Logo gibts noch . Kostet 50Euro.


Es sind CAN Dongle die auf das LPT gesteckt werden. Mann kann damit über CAN Bus die Umformer parametrieren. Habe die Dinger lange verwendet und funktionieren einwandfrei. Habe jetzt einen USB auf CAN Adapter, den ich aber schon einem Freund versprochen habe


----------



## Nethacks (9 Februar 2006)

Habe noch eine Kiste mit 25 Stück Lenze Parametrier und Anzeigendisplay des Typen EMZ9371BB gefunden. Vielleicht kann sie wer brauchen???
Die sind alle neuwertig. Sind so wies aussieht von einer Inbetriebnahme übergeblieben.
Für 350 Euro gehört die ganze Kiste euch.

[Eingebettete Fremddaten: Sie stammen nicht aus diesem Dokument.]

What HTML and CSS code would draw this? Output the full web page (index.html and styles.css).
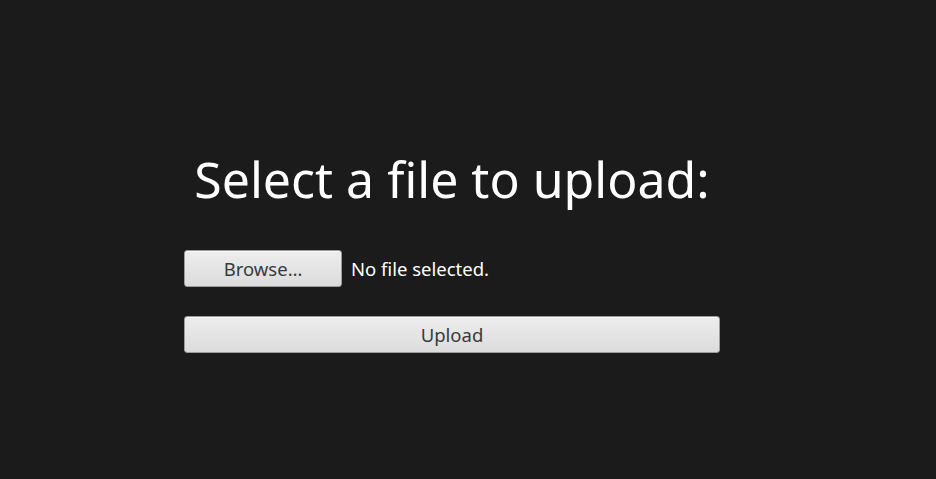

Die Kiste mit den Logos, Can adaptern, CPU315,Logopower, usw.  könnt ihr für 700 Euro haben.


----------



## Nethacks (23 Februar 2006)

Soo Leute alles weg. Bis auf:

LOGO
CPU315-2SP mit Micro Memmory Card
25 Stück Lenze Displays.


Alles zusammen könnt ihr für 500 Euro haben. Ihr wisst alles was das Zeug normal kostet.

Bild vom Lenze Parametrierdisplay im Anhang


----------



## Nethacks (25 Februar 2006)

Hallo Leute . Bin jetztt "ausverkauft". Hat mich gefreut mit euch Gechäfte zu machen. Ich hoffe ihr habt Freude mit dem Zeug, und ihr könnt etwas damit anfangen. Ich bin irgendwie Froh mich nicht mehr mit Firmware updates der Firma Siemens herumzuschlagen zu müssen. Ganz zu schweigen vom "legendären" Global Drive Control von Lenze. 


mfg. Nethacks


----------